Red carpets are predictably unpredictable. Leading up to this year’s Grammys, musicians from myriad genres talked to EW about what they think is the most interesting thing happening in music right now. The answers were, in a word, varied. Here’s what they had to say:

Juanes was nominated for best Latin pop album for his Loco De Amor. Sunday night, he became the first performer to sing a song in Spanish at the Grammys in 10 years. He said he’s attracted to music that doesn’t sound like it’s of the moment, and pointed to a few modern examples.

“I feel like [Beck and Sam Smith] are making organic music with instruments. They are singing songs, normal songs in these days when everything is about going to electronic. I really like when I hear a guitar, drums, real music.” This is something he takes into account when making his own music. “I feel I identify with them because that’s what I do as well.”

Lee Ann Womack was nominated for two golden gramophones—Best Country Album and Best Engineered Album, Non-Classical—for The Way I’m Livin’. The “I Hope You Dance” singer, whose career took off in the 90s, is amazed by how the industry has evolved.

“On the business side, I think it’s so interesting the way my kids seek music out. They don’t wait to see what the radio is playing. There’s so much on the Internet that they could go find. And people are able to put their own records out without having a label. It’s like the wild west in the music industry.”

Kristen Anderson-Lopez and her husband, Robert Lopez, are the songwriting team behind Frozen. They claimed Grammys for Best Song Written for Visual Media and Best Compilation Soundtrack for Visual Media. Anderson-Lopez spoke to women’s place in music right now.

Frozen, up until the very last minute, was the number 1 album of the year, and, I think, ‘Let It Go’ was the number 1 track of the year, which to me says there’s a huge audience waiting for songs that tell stories, and a huge audience for songs about girls, sung by girls, written by women.

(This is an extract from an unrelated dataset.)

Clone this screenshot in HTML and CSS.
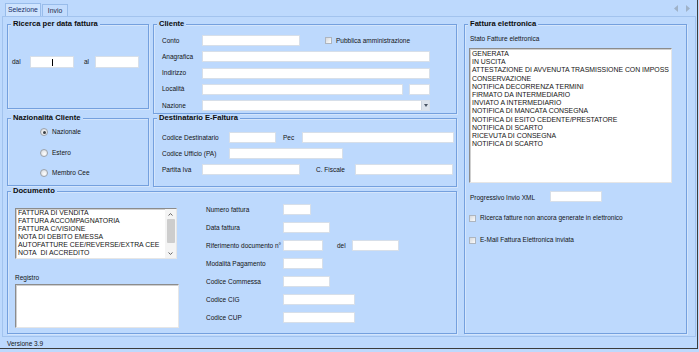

There aren’t a whole lot of things out there like that, but I’m hoping that it opens the door for more opportunities for female writers, writing about female experiences.”

Basement Jaxx’s Felix Buxton, whose “Never Say Never” was nominated for best dance recording, was by far the most opinionated. For him, the most interesting about music is its future, which he presumes might be in poetry.

“I feel pop music is finished. I thought this a couple of years ago with Lady Gaga. It’s kind of taken a mashup of rock, pop, rap. Most of the music Grammys are a regurgitation of an old thing. Perhaps the next thing is something quite different. I don’t know. Maybe a poet of the people, or something getting to the bones, maybe poetry. Maybe that’ll be the big thing.”

When asked if you could argue that rap is a form of poetry, he responded: “Some of it is, but I don’t know. I’m not going to make any sweeping statements about rap. I know there’s a lot of stuff out there. It’s not really giving me anything. I was deeply moved by Public Enemy and bands years ago. They seemed to be talking of something about people. Now, people seem very focused on this world of celebrity and whatever, which is nonsense which doesn’t interest me, and also doesn’t interest a lot of people. I think we forget that.”